THE ROLE OF TWO π-STACKED TRYPTOPHAN RESIDUES IN OXALATE DECARBOXYLASE

Author(s)

Anthony Pastore, Umar Twahir, Matt Burg, Steve Bruner, and Alexander Angerhofer

Author Location(s)

Department of Chemistry, University of Florida, Gainesville FL 32611-7200, USA

Abstract

Oxalate Decarboxylase (OxDC) is a bicupin enzyme from Bacillus subtilis that is natively expressed in the cytoplasm and also for the coats of endospores. It crystallizes as a hexamer. Each cupin (beta barrel) domain coordinates a Mn ion for a total of two Mn per monomer - with one Mn binding site near the N-terminal and another near the C-terminal. OxDC is of interest because it can process oxalate through two pathways; a significant decarboxylation pathway to produce carbon dioxide and formate, as well as a minor oxidase pathway to create hydrogen peroxide and carbon dioxide. Both pathways depend on the presence of dioxygen. The oxidase pathway consumes dioxygen while it appears to be a co-catalyst in the decarboxylase pathway by generating Mn(III) which may be the main driving force for catalysis. The binding site of dioxygen on the enzyme is still unclear. If it binds in the N-terminal Mn-binding pocket, the active site, it is unclear how the decarboxylase pathway is mechanistically possible.

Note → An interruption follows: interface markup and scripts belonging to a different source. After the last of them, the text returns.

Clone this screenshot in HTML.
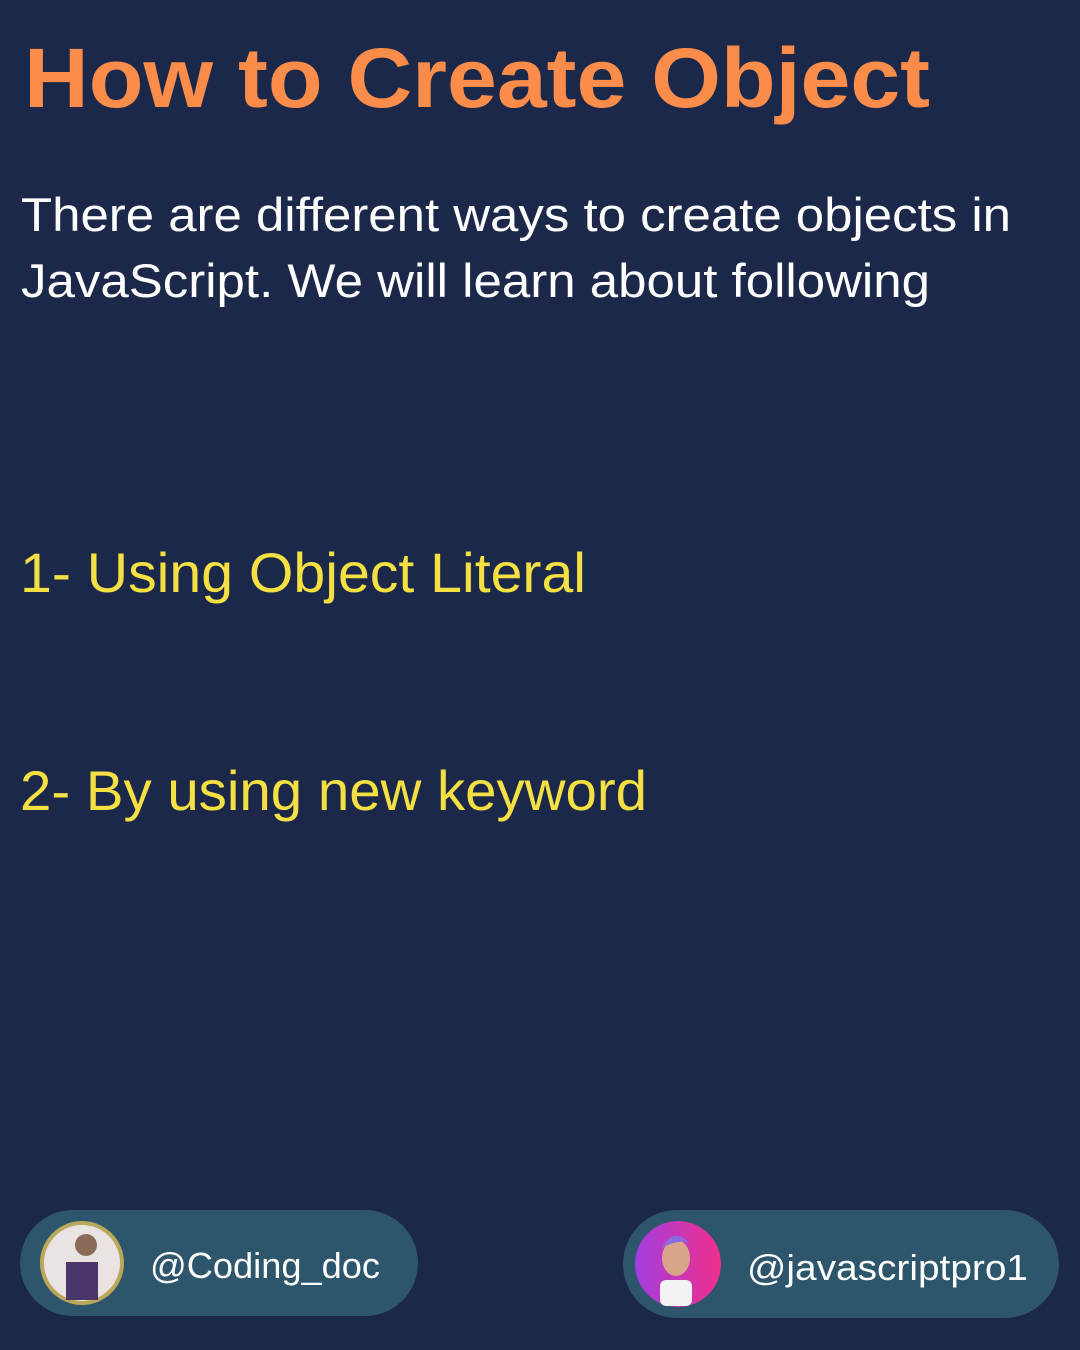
<!DOCTYPE html>
<html><head><meta charset="utf-8"><style>
html,body{margin:0;padding:0;background:#1b284a;}
svg{display:block}
</style></head><body>
<svg width="1080" height="1350" viewBox="0 0 1080 1350" xmlns="http://www.w3.org/2000/svg">
<rect width="1080" height="1350" fill="#1b284a"/>
<g font-family="'Liberation Sans', sans-serif">
<text x="24" y="107" font-size="84" font-weight="bold" fill="#fb8c4a" textLength="906" lengthAdjust="spacingAndGlyphs">How to Create Object</text>
<text x="21" y="231" font-size="47" fill="#ffffff" textLength="990" lengthAdjust="spacingAndGlyphs">There are different ways to create objects in</text>
<text x="21" y="297" font-size="47" fill="#ffffff" textLength="909" lengthAdjust="spacingAndGlyphs">JavaScript. We will learn about following</text>
<text x="20" y="592" font-size="56" fill="#f4e042" textLength="566" lengthAdjust="spacingAndGlyphs">1- Using Object Literal</text>
<text x="20" y="810" font-size="56" fill="#f4e042" textLength="627" lengthAdjust="spacingAndGlyphs">2- By using new keyword</text>
<rect x="20" y="1210" width="398" height="106" rx="53" fill="#2d566c"/>
<rect x="623" y="1210" width="436" height="108" rx="54" fill="#2d566c"/>
<circle cx="82" cy="1263" r="42" fill="#b9a85a"/>
<circle cx="82" cy="1263" r="38" fill="#e9e4e2"/>
<rect x="66" y="1262" width="32" height="38" fill="#4a3668"/>
<circle cx="86" cy="1245" r="11" fill="#8a6a58"/>
<defs><linearGradient id="g" x1="0" y1="0" x2="1" y2="0"><stop offset="0" stop-color="#a23ee0"/><stop offset="1" stop-color="#f0308a"/></linearGradient></defs>
<circle cx="678" cy="1264" r="43" fill="url(#g)"/>
<ellipse cx="676" cy="1258" rx="14" ry="18" fill="#d9a58a"/>
<path d="M662 1248 q12 -22 28 -4 q-10 -6 -28 4z" fill="#8b6ce0"/>
<rect x="660" y="1280" width="32" height="26" rx="6" fill="#f2f2f2"/>
<text x="150" y="1278" font-size="36" fill="#ffffff" textLength="230" lengthAdjust="spacingAndGlyphs">@Coding_doc</text>
<text x="747" y="1280" font-size="36" fill="#ffffff" textLength="281" lengthAdjust="spacingAndGlyphs">@javascriptpro1</text>
</g>
</svg>
</body></html>
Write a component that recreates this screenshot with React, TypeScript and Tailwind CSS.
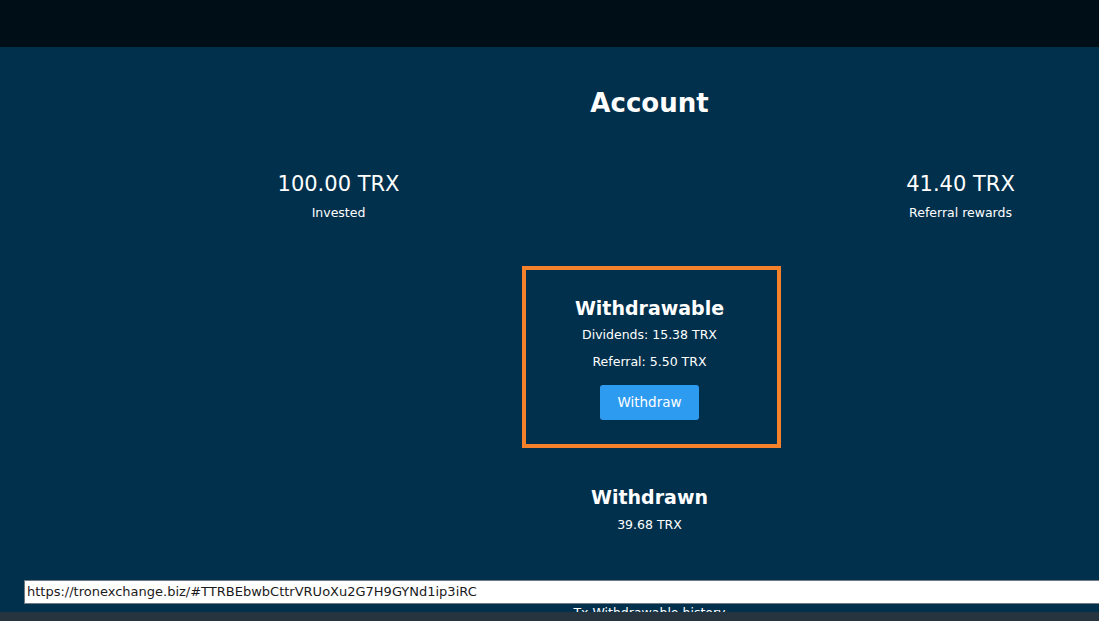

If it binds at the C-terminal Mn binding site then a long-range electron transfer between the two Mn ions is necessary for activity. This might be facilitated by a pair of π-stacked tryptophan residues, W96 and W274. Some aspects of the mechanism for OxDC remain elusive, however, one hypothesis stated that long range electron transfer - or hopping - is necessary for catalysis. To test this hypothesis OxDC mutants W96F, W274F, W96Y, W274Y, and the corresponding double mutants have been expressed. The poster presents the crystal structure of W96F together with other data from the mutants that lend tentative support for the importance of both tryptophans for catalysis.